Das schaffen wir, indem wir unseren Freundeskreis erweitern und aus verlässlichen Quellen auch andere Blickwinkel miteinbeziehen. Wir müssen denen zuhören, die wir als anders ansehen, und ihre Sicht der Dinge als berechtigt anerkennen. Um einander zu verstehen, müssen wir einander zuhören. In einem Artikel für die Kirche schrieb Darius Gray: „Wenn es uns ehrlich wichtig ist, an ihrem Leben, ihrer Geschichte, ihrer Familie, ihren Hoffnungen und ihrem Schmerz teilzuhaben, können wir selbst mehr Verständnis aufbringen. Doch nicht nur das: Ein solches Verhalten ebnet den Weg für die Heilung der Wunden des Rassismus.“3
Ich möchte den Menschen die Möglichkeit geben, mich kennenzulernen. Deshalb versuche ich, zu jedem, den ich treffe, offen, ehrlich und freundlich zu sein. Ich versuche, Freundschaften zu schließen, indem ich jemanden zum Mittagessen einlade oder mit ihm ein Gespräch beginne. Ich versuche, einen geschützten Raum zu schaffen, in dem Platz ist für Ehrlichkeit, Verwundbarkeit und Liebe, und ich versuche, mir für meine Mitmenschen Zeit zu nehmen, so wie ich hoffe, dass sie sich auch Zeit für mich nehmen. Ich versuche, eine Freundin zu sein, wie ich sie selbst auch haben möchte.
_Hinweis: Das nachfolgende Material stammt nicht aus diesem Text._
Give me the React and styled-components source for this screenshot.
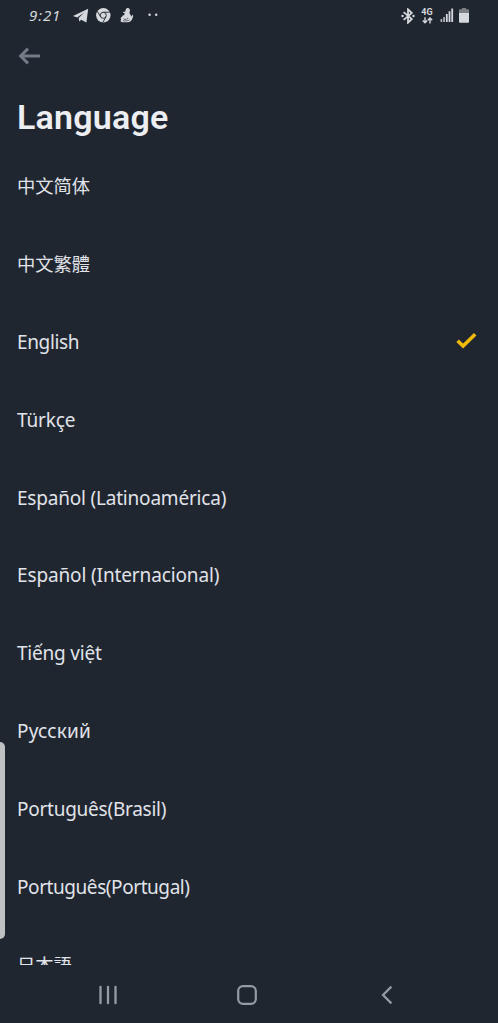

Dazu gehört, dass ich versuche, die Erfahrungen anderer nachzuempfinden, auch wenn ich sie selbst nicht gemacht habe.
Ich fühle mich beachtet und mit einbezogen, wenn jemand freundlich auf mich zugeht und einfach eine nette Kleinigkeit für mich tut. Ich fühle mich einbezogen, wenn sich jemand die Mühe macht, sich mit mir zu unterhalten, sich Zeit für mich nimmt oder mich zu einer gemeinsamen Unternehmung einlädt. Es verschafft mir ein richtig schönes Gefühl, wenn jemand zeigt, dass er sich ernsthaft mit mir abgeben will.
Mehr als die Summe aller Einzelnen
Elder Quentin L. Cook vom Kollegium der Zwölf Apostel hat gesagt: „Einigkeit und Vielfalt sind keine Gegensätze. Wir können größere Einigkeit erzielen, wenn wir ein Klima fördern, in dem jeder herzlich aufgenommen und Vielfalt respektiert wird.“4
Wenn wir uns die Zeit nehmen wollen, die Lebenserfahrungen eines anderen zu verstehen – auch wenn uns das nicht leichtfällt –, und zusammenarbeiten und das einbringen wollen, was jedem von uns gegeben ist, um dem Herrn und einander zu dienen, sind wir sehr viel mehr als nur die Summe aller Einzelnen.